> Material:
——————

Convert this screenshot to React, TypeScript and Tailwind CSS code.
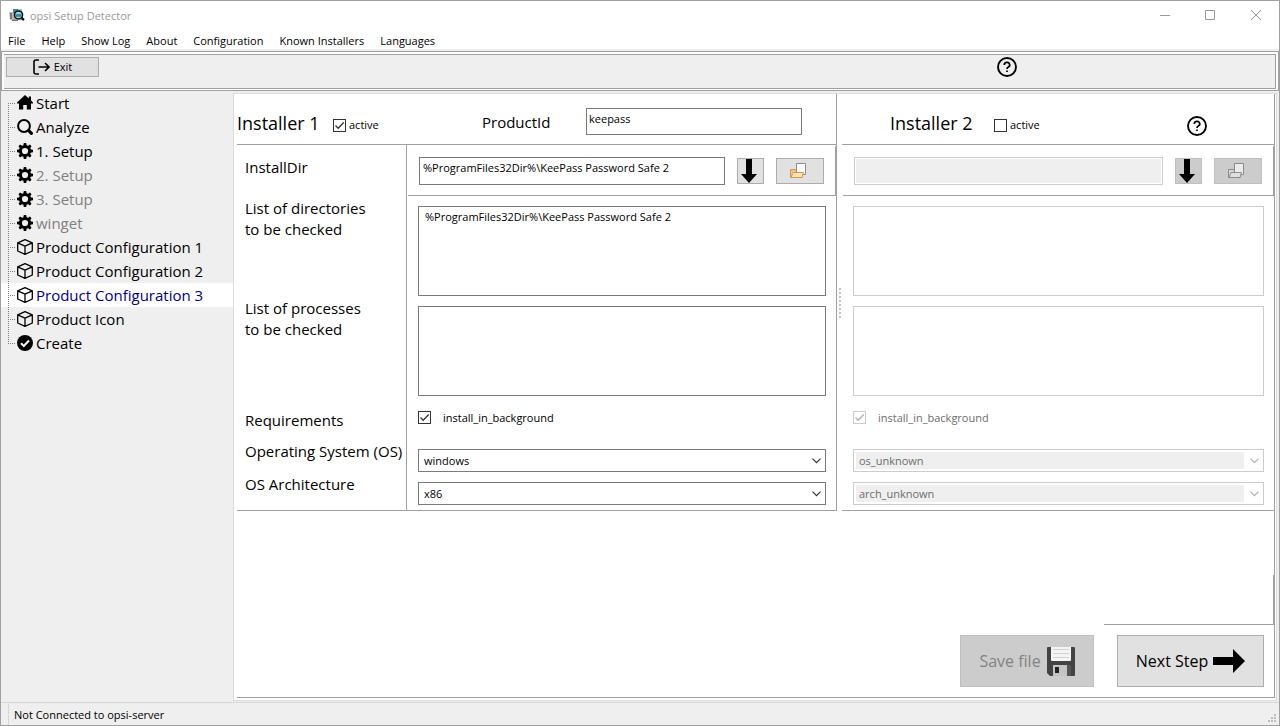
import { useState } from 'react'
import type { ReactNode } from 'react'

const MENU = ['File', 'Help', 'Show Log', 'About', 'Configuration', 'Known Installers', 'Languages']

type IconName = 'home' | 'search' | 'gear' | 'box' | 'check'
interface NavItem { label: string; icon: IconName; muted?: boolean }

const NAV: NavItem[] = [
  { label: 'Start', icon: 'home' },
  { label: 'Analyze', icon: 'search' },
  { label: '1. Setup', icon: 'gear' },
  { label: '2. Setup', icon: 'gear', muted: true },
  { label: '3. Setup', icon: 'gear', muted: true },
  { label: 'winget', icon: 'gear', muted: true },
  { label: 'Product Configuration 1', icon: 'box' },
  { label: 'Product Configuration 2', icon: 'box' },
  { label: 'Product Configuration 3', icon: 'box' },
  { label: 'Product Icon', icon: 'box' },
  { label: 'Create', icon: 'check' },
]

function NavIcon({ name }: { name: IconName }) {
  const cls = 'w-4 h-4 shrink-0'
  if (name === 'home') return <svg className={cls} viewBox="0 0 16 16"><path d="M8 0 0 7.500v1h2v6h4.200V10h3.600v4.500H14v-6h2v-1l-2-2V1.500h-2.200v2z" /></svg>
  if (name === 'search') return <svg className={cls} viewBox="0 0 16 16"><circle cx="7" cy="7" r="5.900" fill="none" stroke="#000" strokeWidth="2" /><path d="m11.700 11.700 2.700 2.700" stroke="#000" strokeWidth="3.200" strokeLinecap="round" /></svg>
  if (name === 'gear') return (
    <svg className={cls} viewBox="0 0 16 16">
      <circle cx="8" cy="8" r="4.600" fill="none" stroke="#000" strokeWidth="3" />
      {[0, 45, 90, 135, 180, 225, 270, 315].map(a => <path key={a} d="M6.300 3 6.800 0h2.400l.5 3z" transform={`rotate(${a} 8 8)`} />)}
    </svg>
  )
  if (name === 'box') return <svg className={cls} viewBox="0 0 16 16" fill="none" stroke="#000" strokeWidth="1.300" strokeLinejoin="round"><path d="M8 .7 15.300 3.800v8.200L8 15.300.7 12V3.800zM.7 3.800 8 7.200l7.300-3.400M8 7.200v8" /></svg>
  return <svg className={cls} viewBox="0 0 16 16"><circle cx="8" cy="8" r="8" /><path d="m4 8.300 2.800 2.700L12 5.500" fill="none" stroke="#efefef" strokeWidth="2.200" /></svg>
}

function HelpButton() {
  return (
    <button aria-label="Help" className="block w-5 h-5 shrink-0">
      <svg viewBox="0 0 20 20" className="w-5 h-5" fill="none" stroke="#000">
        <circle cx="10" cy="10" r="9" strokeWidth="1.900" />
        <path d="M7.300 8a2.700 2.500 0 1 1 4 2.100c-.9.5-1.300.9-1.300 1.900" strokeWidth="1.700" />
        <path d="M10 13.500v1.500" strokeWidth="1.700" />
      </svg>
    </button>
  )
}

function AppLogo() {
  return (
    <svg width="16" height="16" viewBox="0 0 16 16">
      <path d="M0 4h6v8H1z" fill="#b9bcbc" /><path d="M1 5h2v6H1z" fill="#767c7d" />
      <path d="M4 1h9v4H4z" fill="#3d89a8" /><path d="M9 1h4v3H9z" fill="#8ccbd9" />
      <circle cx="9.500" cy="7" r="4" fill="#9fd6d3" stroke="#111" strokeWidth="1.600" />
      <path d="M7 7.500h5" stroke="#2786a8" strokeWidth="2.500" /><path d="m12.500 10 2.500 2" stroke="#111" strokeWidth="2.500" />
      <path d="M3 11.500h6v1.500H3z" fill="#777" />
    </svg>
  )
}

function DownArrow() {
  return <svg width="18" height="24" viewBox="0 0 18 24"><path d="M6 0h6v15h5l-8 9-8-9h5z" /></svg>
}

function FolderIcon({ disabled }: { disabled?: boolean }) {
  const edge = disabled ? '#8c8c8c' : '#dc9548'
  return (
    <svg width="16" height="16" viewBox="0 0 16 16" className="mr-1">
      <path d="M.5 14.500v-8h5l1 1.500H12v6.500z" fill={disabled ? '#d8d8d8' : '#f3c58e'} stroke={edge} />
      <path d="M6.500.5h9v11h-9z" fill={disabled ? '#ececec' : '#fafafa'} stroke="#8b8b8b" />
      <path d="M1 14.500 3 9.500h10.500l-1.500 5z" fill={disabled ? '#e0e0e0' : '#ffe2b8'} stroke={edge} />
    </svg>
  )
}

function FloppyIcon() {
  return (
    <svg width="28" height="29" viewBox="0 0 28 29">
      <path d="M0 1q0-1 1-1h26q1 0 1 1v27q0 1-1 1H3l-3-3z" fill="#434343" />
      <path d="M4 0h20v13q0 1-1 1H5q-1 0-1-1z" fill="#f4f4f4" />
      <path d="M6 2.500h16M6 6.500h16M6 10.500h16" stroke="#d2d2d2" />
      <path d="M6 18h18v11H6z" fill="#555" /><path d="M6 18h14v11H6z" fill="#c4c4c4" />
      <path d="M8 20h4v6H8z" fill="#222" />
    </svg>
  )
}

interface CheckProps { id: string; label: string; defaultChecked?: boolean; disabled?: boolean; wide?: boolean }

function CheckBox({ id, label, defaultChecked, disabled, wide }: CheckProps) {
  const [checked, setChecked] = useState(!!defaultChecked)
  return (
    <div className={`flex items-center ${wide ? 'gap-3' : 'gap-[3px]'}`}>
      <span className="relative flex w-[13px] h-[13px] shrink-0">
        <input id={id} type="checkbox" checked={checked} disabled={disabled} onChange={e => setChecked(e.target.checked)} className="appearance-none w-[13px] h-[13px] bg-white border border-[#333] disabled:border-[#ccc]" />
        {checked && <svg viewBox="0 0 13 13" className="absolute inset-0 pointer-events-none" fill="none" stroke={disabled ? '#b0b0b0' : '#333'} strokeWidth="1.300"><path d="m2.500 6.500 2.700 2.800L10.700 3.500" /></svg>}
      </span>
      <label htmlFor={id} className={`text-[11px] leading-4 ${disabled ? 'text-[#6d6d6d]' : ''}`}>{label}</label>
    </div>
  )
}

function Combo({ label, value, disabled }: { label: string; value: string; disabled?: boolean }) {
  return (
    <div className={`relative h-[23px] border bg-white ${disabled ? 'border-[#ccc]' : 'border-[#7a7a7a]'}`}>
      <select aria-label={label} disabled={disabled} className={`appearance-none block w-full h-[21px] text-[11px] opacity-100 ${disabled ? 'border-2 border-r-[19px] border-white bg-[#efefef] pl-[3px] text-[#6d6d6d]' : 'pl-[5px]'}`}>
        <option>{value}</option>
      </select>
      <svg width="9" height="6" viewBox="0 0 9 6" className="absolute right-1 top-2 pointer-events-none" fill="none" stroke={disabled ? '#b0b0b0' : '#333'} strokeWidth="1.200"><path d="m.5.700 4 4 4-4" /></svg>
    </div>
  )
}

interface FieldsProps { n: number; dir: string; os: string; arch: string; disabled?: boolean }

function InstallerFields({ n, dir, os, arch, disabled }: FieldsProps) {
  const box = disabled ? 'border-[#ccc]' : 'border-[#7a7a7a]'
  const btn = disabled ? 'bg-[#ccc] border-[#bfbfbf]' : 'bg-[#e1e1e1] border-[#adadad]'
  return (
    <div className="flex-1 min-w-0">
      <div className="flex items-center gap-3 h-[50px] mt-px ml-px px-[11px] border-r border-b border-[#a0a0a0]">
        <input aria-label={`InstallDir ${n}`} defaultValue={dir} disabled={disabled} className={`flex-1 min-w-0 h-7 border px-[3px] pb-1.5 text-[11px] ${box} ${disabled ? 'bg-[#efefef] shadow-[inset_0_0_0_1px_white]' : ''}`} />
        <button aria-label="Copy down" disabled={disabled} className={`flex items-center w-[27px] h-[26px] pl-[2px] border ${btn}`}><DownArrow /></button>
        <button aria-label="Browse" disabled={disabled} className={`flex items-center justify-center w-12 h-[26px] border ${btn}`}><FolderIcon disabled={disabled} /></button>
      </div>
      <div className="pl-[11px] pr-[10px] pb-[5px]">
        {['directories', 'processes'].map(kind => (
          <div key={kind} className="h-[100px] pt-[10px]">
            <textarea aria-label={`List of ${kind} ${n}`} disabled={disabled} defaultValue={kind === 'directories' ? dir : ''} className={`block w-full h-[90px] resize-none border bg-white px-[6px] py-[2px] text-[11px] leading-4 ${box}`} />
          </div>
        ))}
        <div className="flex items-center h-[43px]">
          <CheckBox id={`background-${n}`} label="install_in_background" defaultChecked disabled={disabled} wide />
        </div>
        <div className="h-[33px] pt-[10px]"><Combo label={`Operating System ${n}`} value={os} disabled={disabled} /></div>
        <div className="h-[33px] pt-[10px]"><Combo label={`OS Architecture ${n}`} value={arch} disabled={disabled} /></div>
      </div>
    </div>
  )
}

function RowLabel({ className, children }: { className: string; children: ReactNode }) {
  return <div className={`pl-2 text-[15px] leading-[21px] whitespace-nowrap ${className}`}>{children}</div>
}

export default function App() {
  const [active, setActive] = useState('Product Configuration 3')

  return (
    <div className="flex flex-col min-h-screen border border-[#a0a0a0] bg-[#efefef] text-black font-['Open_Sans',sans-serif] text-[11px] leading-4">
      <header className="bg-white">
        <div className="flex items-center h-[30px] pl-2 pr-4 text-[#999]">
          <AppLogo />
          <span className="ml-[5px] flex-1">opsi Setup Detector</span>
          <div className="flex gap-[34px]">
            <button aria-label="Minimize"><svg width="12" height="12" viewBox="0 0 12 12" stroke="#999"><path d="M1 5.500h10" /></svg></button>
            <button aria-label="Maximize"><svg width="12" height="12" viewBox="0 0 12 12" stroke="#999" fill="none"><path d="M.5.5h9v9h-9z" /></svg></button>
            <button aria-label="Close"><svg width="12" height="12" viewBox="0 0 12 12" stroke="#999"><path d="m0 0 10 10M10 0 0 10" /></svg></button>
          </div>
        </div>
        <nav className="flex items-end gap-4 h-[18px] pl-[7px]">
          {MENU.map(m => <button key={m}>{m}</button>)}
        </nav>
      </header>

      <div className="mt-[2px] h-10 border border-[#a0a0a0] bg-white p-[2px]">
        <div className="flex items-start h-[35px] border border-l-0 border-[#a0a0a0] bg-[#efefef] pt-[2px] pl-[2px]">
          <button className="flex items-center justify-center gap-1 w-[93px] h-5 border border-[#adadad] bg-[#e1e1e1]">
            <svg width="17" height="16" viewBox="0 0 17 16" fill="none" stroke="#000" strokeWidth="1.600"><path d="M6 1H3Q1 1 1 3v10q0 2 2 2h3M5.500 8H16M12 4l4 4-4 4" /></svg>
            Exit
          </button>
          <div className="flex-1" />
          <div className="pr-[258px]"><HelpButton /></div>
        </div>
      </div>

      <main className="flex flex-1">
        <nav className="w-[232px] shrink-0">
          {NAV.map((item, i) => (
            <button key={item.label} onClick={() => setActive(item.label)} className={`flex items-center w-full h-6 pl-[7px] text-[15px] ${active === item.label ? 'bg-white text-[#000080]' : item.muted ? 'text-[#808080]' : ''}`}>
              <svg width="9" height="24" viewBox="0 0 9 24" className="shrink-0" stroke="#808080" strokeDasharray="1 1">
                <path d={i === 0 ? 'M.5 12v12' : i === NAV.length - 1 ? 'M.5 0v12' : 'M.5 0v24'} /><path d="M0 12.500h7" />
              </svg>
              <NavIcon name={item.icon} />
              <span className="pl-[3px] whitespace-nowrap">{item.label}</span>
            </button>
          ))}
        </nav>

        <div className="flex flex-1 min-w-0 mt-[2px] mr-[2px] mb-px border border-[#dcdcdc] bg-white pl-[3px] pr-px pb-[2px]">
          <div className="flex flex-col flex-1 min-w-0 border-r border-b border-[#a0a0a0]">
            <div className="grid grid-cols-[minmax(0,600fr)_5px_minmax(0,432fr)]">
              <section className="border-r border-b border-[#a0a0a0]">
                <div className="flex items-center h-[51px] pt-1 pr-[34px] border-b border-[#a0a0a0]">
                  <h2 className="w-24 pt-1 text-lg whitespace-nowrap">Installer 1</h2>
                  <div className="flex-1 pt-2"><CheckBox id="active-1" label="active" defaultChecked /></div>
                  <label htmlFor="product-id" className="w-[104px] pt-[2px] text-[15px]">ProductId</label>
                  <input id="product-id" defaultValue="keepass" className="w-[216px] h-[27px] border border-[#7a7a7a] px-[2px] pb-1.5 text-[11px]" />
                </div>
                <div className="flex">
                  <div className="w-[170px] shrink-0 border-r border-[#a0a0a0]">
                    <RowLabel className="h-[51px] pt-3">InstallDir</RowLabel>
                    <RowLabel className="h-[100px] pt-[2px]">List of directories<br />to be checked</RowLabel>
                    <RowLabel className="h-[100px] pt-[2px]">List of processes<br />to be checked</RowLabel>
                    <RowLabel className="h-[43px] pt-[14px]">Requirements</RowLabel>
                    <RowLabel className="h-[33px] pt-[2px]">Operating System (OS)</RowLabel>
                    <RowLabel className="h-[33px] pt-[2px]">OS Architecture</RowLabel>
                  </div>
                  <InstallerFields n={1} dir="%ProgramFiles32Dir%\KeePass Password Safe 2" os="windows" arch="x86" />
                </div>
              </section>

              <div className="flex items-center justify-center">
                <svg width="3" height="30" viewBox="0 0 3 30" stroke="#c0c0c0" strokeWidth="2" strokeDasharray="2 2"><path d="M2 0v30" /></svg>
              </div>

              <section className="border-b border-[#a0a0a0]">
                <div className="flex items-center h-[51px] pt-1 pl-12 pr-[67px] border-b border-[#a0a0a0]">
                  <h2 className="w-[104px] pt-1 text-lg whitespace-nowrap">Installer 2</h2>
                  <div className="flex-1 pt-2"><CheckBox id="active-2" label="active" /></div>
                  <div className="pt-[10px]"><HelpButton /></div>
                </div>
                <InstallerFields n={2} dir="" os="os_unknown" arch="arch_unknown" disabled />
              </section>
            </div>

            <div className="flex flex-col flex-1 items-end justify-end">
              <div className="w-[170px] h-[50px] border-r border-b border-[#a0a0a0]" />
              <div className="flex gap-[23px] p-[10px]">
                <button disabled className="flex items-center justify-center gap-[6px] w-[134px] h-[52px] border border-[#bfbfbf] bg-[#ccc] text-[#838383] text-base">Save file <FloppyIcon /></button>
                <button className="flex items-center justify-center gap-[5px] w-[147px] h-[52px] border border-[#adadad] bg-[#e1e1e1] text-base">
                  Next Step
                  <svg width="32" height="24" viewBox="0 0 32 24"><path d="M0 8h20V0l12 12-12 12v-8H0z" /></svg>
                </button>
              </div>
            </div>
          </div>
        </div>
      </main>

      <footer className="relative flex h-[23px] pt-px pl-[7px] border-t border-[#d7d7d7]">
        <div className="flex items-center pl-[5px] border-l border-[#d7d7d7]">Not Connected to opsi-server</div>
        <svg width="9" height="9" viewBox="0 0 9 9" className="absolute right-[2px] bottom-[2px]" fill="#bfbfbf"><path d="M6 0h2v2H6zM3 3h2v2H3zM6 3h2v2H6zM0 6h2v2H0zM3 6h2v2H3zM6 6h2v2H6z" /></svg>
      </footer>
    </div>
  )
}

——————

> Task details:
Your task is to return the lines above, from the first one up to and including the line containing "string; icon: IconName;", minus any pictures.

> Written answer:
Convert this screenshot to React, TypeScript and Tailwind CSS code.
import { useState } from 'react'
import type { ReactNode } from 'react'

const MENU = ['File', 'Help', 'Show Log', 'About', 'Configuration', 'Known Installers', 'Languages']

type IconName = 'home' | 'search' | 'gear' | 'box' | 'check'
interface NavItem { label: string; icon: IconName; muted?: boolean }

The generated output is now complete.